In April 2014 Harry went into a home, It was the worst day of my life, but I could no longer cope, I never got any help from Social Services, and what made it worse was Harry never complained when I said he was going to stay at an hotel for a few days (he had hated me leaving his side until then). Did he know what was happening to him? I wonder about that to this day and the feeling of guilt has never left me. Harry is my life, he was in this home for nearly a year with me visiting him almost every day. I was living in my big house trying to cope with every day chores etc. As my son said I was dying daily, but I didn’t care. What was the point of going on without my darling Harry? 

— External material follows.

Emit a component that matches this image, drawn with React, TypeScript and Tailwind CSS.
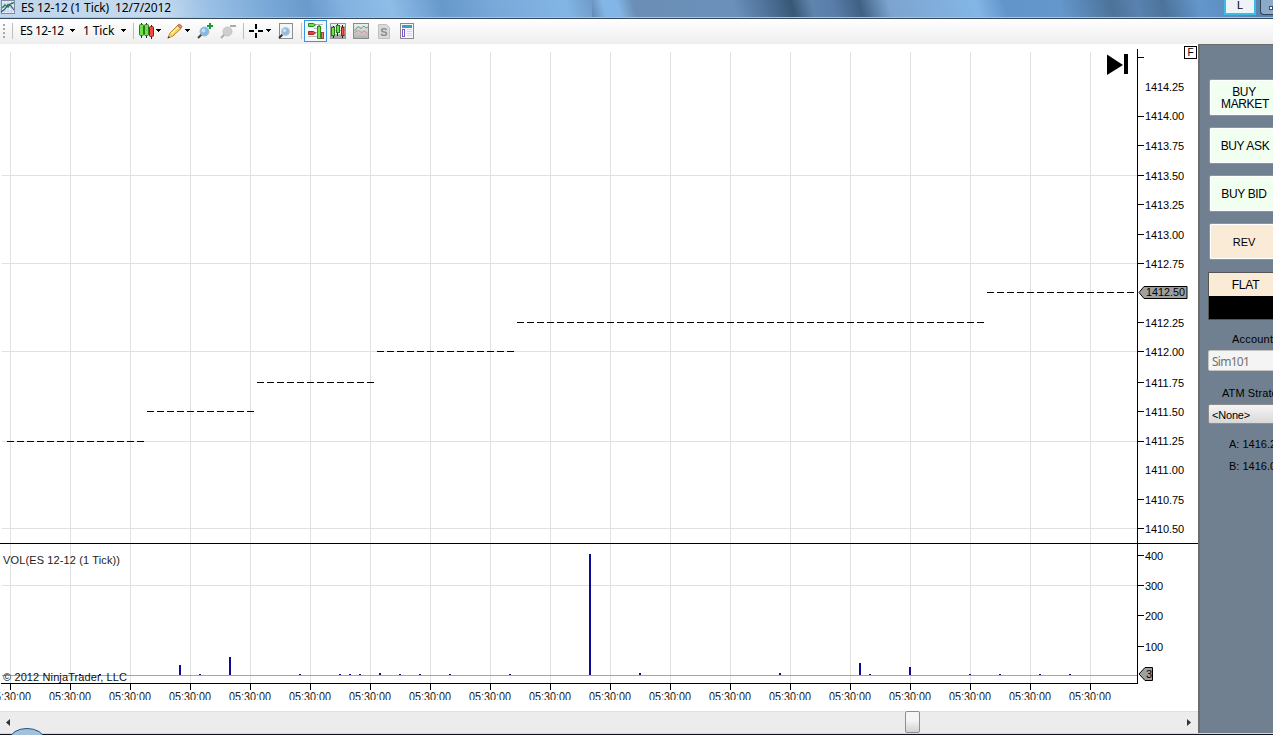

Then one day I saw an advertisement for Wadswick Green and bringing only my youngest brother with me, we viewed the building site plans, he quizzed Susan on all the aspects of buying, and I tentatively put an interest on 8 Rowan Lane. Harry had bought our houses previously so I had no idea what questions to ask. We went home and when the show home was opened in April 2015, I came back this time with my son, much to his surprise I put my deposit down. The rest as they say is history, I moved in on September 10th 2015 and it has been the best thing I’ve done. I collected Harry two weeks later after moving to no 8 Rowan Lane and securing him a place in Brunel House in Box. He is now settled there and very happy (as far as I can tell), the staff are wonderful and tell me they love him. I’ve cut my visits to every other day, and have been told that, as sometimes he doesn’t even know me perhaps I should leave a longer gap between visits now, but when you have loved someone so much for 52+ years, how can I now leave him? The bringing of him from Orpington to Box is another story, and so too is my early life before Harry.